因为房门大敞,屋子又正对着日出的东方,这间位于半山腰的民房倒没有什么腐臭的闻道,不过满地灰尘,四个墙角都挂满了或新或陈的蛛网,灰扑扑的沙发对面,是一台早在大灾难发生前就已经过时的大屁股彩电。
上一次找到的大米已经吃完,我从厨房翻出半缸大米,去屋后的山溪淘洗干净,溪水边长满了野生韭菜,于是采了一大捧,混着米饭做成了韭菜饭团子。比起白饭团子,感觉可口多了。
填饱肚子,天色渐黑,我掸去沙发上的灰尘,在一片幽暗中躺了下来,和小雨分开也快三年,她还活在人世吗?不死病毒疫苗研制出来了吗?唐卫红制造车祸害我失忆,几次生死悬于一线,不杀他实在难消心头的之恨,可万一小雨阻挡怎么办?
不知不觉睡了过去。
心有所思,夜又所梦,我在睡梦中又看见了小雨,她身前似乎有面茶色的玻璃,以至于我不能真切的看清她的相貌。我努力要打破这屏障,但玻璃破碎的那一刻,小雨不见了,每块碎片都只映出我茫然无措的神情。
2022。12。12。晴转多云。尸变四年零188天
天亮以后,我顺着破烂的公路下到山脚,朝小小的县城走去,一只丧尸瘦骨嶙峋,就如一张人皮蒙了副骨架,张开两排焦黑的牙齿,摇摇晃晃地迎面扑来,我刚想一刀结果了它,忽而想到身上那瓶几乎也被抽空的蓝色不死病毒疫苗,不知道还管不管用。
我掏出药瓶握在胸前,戒备的站定不动,丧尸凑近来后绕了一圈,便茫然地走了开去,看来这药水还能发挥一点残存的效力,不过得时时举在胸前。

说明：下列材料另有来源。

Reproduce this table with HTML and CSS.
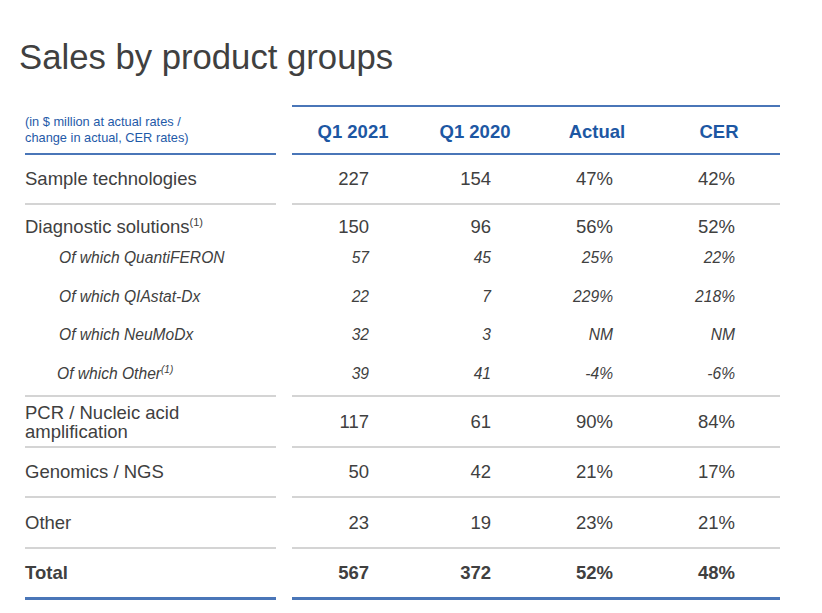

记得唐卫红说起过,他给我的这瓶不死病毒疫苗,样本采自他自己血液中的抗体,并非来自理查德森身上的始祖病毒,我心想,要是样本直接来自理查德森,那我不但能恢复记忆,也可以在尸群中“隐身”了。
走进县城,狭窄的小街上稀稀疏疏地游荡着几只丧尸,两边店面招牌灰暗,门窗残破,一座市镇之中,到处阴风惨惨,象极了拍摄鬼片的外景场地。
我前后看了看,溜进一家箱包店里,从新换了个背包,出得门来,又去隔壁的小超市里拿了些罐头和几盒香烟,忽见超市后窗有座果园,青青的苹果挂满枝头,让我不由地嘴里发酸。
我推开超市后面走进果园,摘一个青苹果咬上一口,酸中带甜,别有一番风味。
连吃几个,我又摘了些装进背包,刚一转身,四目相对,一只丧尸呲牙咧嘴,不知道什么时候走到了身后。
我吓一大跳,一刀插进了它白多黑少的灰白眼眶,拔出匕首,感觉这小县城里也找不到什么有用的东西了,于是出了县城,用狼牙匕首上的指南针定了方向,一头扎进了北边的群山。
在群山中穿行到下午一点,我踏上了一条山间公路,顺着公路再走一会,路边立着几栋楼房,只见一家小饭馆门前,十几只丧尸围成一圈趴在地上,正在抢食一头倒毙的山羊,群尸厉声低吼,发出极其恐怖的叫声,死鱼般的眼睛竟也因此蒙上了一层血光。看它们狼吞虎餐的凶残样子,我赶紧加快脚步小跑过去。
公路两边的房屋时有时无,一般就是在尸变前做过路司机生意的各种店铺,比如修车铺子,小烟酒店,或者加水补胎这些店铺。我一路迤逦走到傍晚,开始后悔半小时前错过了一家修车铺子。
这时公路两边狐鸣枭噪,不时有夜行的动物窜过公路,夜风刮过树梢哗哗乱响,老实说,纵然在末世中度过了四年,我心里还是隐隐有些发虚。
我点上一根香烟,轻声哼着歌儿为自己壮胆,又走了几十分钟,只见一辆大货车撞在路边的山壁上,驾驶室塌陷凹瘪了一半,司机早也化成了一堆白骨。